• **Exercise**
Below is a block of records; reproduce all of them exactly and leave out any pictures.

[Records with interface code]
-- START --

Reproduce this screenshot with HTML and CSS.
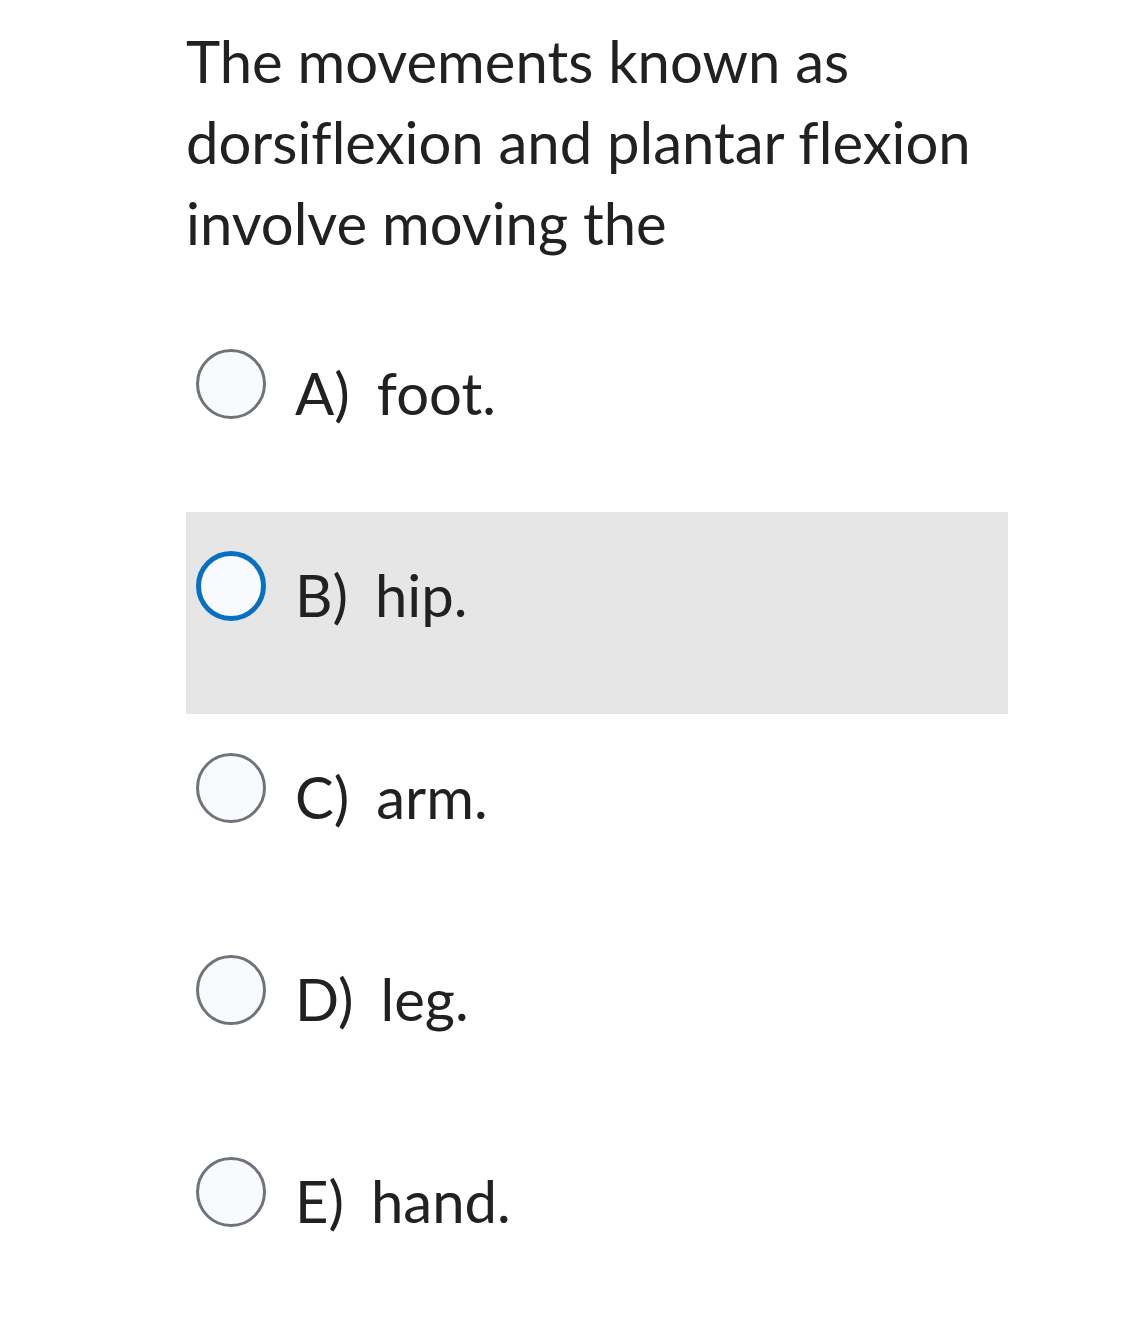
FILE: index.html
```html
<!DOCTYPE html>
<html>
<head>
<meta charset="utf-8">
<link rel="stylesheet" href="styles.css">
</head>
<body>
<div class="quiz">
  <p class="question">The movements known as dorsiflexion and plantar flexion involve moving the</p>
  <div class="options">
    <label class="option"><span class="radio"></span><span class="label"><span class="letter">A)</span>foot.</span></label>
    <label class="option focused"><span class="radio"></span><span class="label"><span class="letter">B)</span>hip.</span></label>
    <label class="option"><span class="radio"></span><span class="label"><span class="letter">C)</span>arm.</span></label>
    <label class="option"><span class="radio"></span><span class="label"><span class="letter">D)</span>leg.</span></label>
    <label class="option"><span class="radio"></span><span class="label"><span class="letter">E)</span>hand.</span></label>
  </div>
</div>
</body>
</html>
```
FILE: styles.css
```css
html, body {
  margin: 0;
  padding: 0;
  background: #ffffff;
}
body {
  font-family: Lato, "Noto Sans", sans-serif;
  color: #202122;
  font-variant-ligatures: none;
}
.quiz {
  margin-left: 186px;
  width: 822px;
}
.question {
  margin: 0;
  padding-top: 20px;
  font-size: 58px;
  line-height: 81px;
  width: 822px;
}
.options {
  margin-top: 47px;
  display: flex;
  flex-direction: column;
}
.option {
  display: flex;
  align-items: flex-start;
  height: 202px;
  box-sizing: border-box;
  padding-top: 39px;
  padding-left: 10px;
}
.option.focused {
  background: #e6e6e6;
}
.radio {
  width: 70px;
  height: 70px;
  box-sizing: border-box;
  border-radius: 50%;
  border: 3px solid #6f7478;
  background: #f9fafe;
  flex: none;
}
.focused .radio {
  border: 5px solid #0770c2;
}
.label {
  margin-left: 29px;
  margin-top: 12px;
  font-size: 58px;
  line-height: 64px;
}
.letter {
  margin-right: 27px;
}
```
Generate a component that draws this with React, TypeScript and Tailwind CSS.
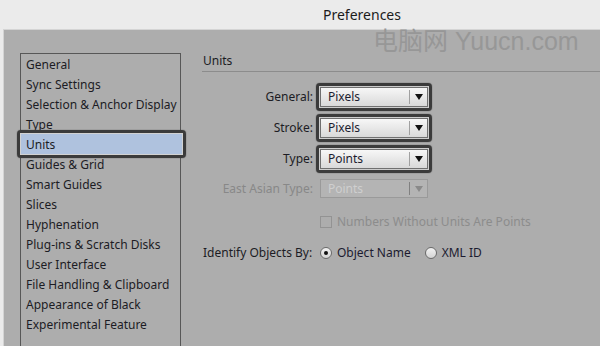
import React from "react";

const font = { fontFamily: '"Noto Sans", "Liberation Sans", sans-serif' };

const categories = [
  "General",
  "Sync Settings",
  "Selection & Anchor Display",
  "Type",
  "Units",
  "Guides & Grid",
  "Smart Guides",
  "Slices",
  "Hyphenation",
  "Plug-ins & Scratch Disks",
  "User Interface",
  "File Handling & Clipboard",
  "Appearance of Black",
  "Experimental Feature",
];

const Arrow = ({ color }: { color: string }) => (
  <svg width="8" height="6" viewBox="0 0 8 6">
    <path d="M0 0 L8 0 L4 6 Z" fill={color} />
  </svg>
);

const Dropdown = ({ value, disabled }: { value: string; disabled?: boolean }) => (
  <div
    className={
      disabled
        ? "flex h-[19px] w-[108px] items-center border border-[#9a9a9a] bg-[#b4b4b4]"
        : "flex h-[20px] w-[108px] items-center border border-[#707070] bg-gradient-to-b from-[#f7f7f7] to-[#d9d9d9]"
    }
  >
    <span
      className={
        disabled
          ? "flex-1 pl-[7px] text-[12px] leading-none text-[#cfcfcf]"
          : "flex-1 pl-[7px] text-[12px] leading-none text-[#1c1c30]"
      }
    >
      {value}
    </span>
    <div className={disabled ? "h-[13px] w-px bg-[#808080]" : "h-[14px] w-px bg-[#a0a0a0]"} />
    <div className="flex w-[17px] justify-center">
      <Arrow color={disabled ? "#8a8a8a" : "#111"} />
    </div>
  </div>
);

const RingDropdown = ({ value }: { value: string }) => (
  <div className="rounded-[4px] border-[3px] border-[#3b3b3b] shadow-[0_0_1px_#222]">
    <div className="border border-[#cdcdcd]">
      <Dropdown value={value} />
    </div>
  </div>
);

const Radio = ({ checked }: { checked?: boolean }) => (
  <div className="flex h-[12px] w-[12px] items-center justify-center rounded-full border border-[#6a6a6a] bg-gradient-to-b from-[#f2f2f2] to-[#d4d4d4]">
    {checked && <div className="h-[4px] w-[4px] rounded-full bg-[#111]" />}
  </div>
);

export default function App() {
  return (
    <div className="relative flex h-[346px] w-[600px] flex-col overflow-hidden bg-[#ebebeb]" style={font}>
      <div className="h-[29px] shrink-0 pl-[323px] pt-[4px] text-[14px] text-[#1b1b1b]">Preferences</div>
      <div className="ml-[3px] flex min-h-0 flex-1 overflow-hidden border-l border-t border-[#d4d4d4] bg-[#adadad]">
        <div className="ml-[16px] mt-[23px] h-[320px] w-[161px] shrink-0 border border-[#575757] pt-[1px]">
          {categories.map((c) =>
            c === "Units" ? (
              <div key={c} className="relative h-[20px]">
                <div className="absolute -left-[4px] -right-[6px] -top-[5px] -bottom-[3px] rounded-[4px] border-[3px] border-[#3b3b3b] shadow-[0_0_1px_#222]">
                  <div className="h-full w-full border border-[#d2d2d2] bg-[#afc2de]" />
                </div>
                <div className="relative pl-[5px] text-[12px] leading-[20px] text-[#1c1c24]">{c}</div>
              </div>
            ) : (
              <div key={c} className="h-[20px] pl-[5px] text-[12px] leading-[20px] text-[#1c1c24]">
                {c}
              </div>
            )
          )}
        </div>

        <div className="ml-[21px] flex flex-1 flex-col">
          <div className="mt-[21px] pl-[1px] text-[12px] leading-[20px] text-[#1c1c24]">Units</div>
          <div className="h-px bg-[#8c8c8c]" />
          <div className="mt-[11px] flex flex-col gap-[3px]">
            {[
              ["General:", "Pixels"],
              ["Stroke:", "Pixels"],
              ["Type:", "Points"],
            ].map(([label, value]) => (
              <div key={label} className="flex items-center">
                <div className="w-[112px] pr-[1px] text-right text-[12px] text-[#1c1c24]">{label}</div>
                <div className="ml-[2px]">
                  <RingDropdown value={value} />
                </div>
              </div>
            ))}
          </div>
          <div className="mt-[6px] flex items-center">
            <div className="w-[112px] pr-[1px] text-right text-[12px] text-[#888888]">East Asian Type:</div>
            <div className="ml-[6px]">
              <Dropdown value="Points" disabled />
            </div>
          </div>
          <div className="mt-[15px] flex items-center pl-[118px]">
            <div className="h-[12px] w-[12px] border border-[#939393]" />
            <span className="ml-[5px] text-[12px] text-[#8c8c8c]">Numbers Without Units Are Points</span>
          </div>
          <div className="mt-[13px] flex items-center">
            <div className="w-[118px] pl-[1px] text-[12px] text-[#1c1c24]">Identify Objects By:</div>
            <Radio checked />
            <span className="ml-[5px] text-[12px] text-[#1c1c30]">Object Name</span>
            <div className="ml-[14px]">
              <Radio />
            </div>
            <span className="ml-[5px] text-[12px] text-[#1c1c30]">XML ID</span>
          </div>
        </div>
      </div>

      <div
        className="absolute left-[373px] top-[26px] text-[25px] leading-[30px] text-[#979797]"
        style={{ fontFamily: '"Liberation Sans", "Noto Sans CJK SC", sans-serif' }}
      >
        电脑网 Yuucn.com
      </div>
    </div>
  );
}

-- END --

• **Exercise output**
Reproduce this screenshot with HTML and CSS.
FILE: index.html
```html
<!DOCTYPE html>
<html>
<head>
<meta charset="utf-8">
<link rel="stylesheet" href="styles.css">
</head>
<body>
<div class="quiz">
  <p class="question">The movements known as dorsiflexion and plantar flexion involve moving the</p>
  <div class="options">
    <label class="option"><span class="radio"></span><span class="label"><span class="letter">A)</span>foot.</span></label>
    <label class="option focused"><span class="radio"></span><span class="label"><span class="letter">B)</span>hip.</span></label>
    <label class="option"><span class="radio"></span><span class="label"><span class="letter">C)</span>arm.</span></label>
    <label class="option"><span class="radio"></span><span class="label"><span class="letter">D)</span>leg.</span></label>
    <label class="option"><span class="radio"></span><span class="label"><span class="letter">E)</span>hand.</span></label>
  </div>
</div>
</body>
</html>
```
FILE: styles.css
```css
html, body {
  margin: 0;
  padding: 0;
  background: #ffffff;
}
body {
  font-family: Lato, "Noto Sans", sans-serif;
  color: #202122;
  font-variant-ligatures: none;
}
.quiz {
  margin-left: 186px;
  width: 822px;
}
.question {
  margin: 0;
  padding-top: 20px;
  font-size: 58px;
  line-height: 81px;
  width: 822px;
}
.options {
  margin-top: 47px;
  display: flex;
  flex-direction: column;
}
.option {
  display: flex;
  align-items: flex-start;
  height: 202px;
  box-sizing: border-box;
  padding-top: 39px;
  padding-left: 10px;
}
.option.focused {
  background: #e6e6e6;
}
.radio {
  width: 70px;
  height: 70px;
  box-sizing: border-box;
  border-radius: 50%;
  border: 3px solid #6f7478;
  background: #f9fafe;
  flex: none;
}
.focused .radio {
  border: 5px solid #0770c2;
}
.label {
  margin-left: 29px;
  margin-top: 12px;
  font-size: 58px;
  line-height: 64px;
}
.letter {
  margin-right: 27px;
}
```
Generate a component that draws this with React, TypeScript and Tailwind CSS.
import React from "react";

const font = { fontFamily: '"Noto Sans", "Liberation Sans", sans-serif' };

const categories = [
  "General",
  "Sync Settings",
  "Selection & Anchor Display",
  "Type",
  "Units",
  "Guides & Grid",
  "Smart Guides",
  "Slices",
  "Hyphenation",
  "Plug-ins & Scratch Disks",
  "User Interface",
  "File Handling & Clipboard",
  "Appearance of Black",
  "Experimental Feature",
];

const Arrow = ({ color }: { color: string }) => (
  <svg width="8" height="6" viewBox="0 0 8 6">
    <path d="M0 0 L8 0 L4 6 Z" fill={color} />
  </svg>
);

const Dropdown = ({ value, disabled }: { value: string; disabled?: boolean }) => (
  <div
    className={
      disabled
        ? "flex h-[19px] w-[108px] items-center border border-[#9a9a9a] bg-[#b4b4b4]"
        : "flex h-[20px] w-[108px] items-center border border-[#707070] bg-gradient-to-b from-[#f7f7f7] to-[#d9d9d9]"
    }
  >
    <span
      className={
        disabled
          ? "flex-1 pl-[7px] text-[12px] leading-none text-[#cfcfcf]"
          : "flex-1 pl-[7px] text-[12px] leading-none text-[#1c1c30]"
      }
    >
      {value}
    </span>
    <div className={disabled ? "h-[13px] w-px bg-[#808080]" : "h-[14px] w-px bg-[#a0a0a0]"} />
    <div className="flex w-[17px] justify-center">
      <Arrow color={disabled ? "#8a8a8a" : "#111"} />
    </div>
  </div>
);

const RingDropdown = ({ value }: { value: string }) => (
  <div className="rounded-[4px] border-[3px] border-[#3b3b3b] shadow-[0_0_1px_#222]">
    <div className="border border-[#cdcdcd]">
      <Dropdown value={value} />
    </div>
  </div>
);

const Radio = ({ checked }: { checked?: boolean }) => (
  <div className="flex h-[12px] w-[12px] items-center justify-center rounded-full border border-[#6a6a6a] bg-gradient-to-b from-[#f2f2f2] to-[#d4d4d4]">
    {checked && <div className="h-[4px] w-[4px] rounded-full bg-[#111]" />}
  </div>
);

export default function App() {
  return (
    <div className="relative flex h-[346px] w-[600px] flex-col overflow-hidden bg-[#ebebeb]" style={font}>
      <div className="h-[29px] shrink-0 pl-[323px] pt-[4px] text-[14px] text-[#1b1b1b]">Preferences</div>
      <div className="ml-[3px] flex min-h-0 flex-1 overflow-hidden border-l border-t border-[#d4d4d4] bg-[#adadad]">
        <div className="ml-[16px] mt-[23px] h-[320px] w-[161px] shrink-0 border border-[#575757] pt-[1px]">
          {categories.map((c) =>
            c === "Units" ? (
              <div key={c} className="relative h-[20px]">
                <div className="absolute -left-[4px] -right-[6px] -top-[5px] -bottom-[3px] rounded-[4px] border-[3px] border-[#3b3b3b] shadow-[0_0_1px_#222]">
                  <div className="h-full w-full border border-[#d2d2d2] bg-[#afc2de]" />
                </div>
                <div className="relative pl-[5px] text-[12px] leading-[20px] text-[#1c1c24]">{c}</div>
              </div>
            ) : (
              <div key={c} className="h-[20px] pl-[5px] text-[12px] leading-[20px] text-[#1c1c24]">
                {c}
              </div>
            )
          )}
        </div>

        <div className="ml-[21px] flex flex-1 flex-col">
          <div className="mt-[21px] pl-[1px] text-[12px] leading-[20px] text-[#1c1c24]">Units</div>
          <div className="h-px bg-[#8c8c8c]" />
          <div className="mt-[11px] flex flex-col gap-[3px]">
            {[
              ["General:", "Pixels"],
              ["Stroke:", "Pixels"],
              ["Type:", "Points"],
            ].map(([label, value]) => (
              <div key={label} className="flex items-center">
                <div className="w-[112px] pr-[1px] text-right text-[12px] text-[#1c1c24]">{label}</div>
                <div className="ml-[2px]">
                  <RingDropdown value={value} />
                </div>
              </div>
            ))}
          </div>
          <div className="mt-[6px] flex items-center">
            <div className="w-[112px] pr-[1px] text-right text-[12px] text-[#888888]">East Asian Type:</div>
            <div className="ml-[6px]">
              <Dropdown value="Points" disabled />
            </div>
          </div>
          <div className="mt-[15px] flex items-center pl-[118px]">
            <div className="h-[12px] w-[12px] border border-[#939393]" />
            <span className="ml-[5px] text-[12px] text-[#8c8c8c]">Numbers Without Units Are Points</span>
          </div>
          <div className="mt-[13px] flex items-center">
            <div className="w-[118px] pl-[1px] text-[12px] text-[#1c1c24]">Identify Objects By:</div>
            <Radio checked />
            <span className="ml-[5px] text-[12px] text-[#1c1c30]">Object Name</span>
            <div className="ml-[14px]">
              <Radio />
            </div>
            <span className="ml-[5px] text-[12px] text-[#1c1c30]">XML ID</span>
          </div>
        </div>
      </div>

      <div
        className="absolute left-[373px] top-[26px] text-[25px] leading-[30px] text-[#979797]"
        style={{ fontFamily: '"Liberation Sans", "Noto Sans CJK SC", sans-serif' }}
      >
        电脑网 Yuucn.com
      </div>
    </div>
  );
}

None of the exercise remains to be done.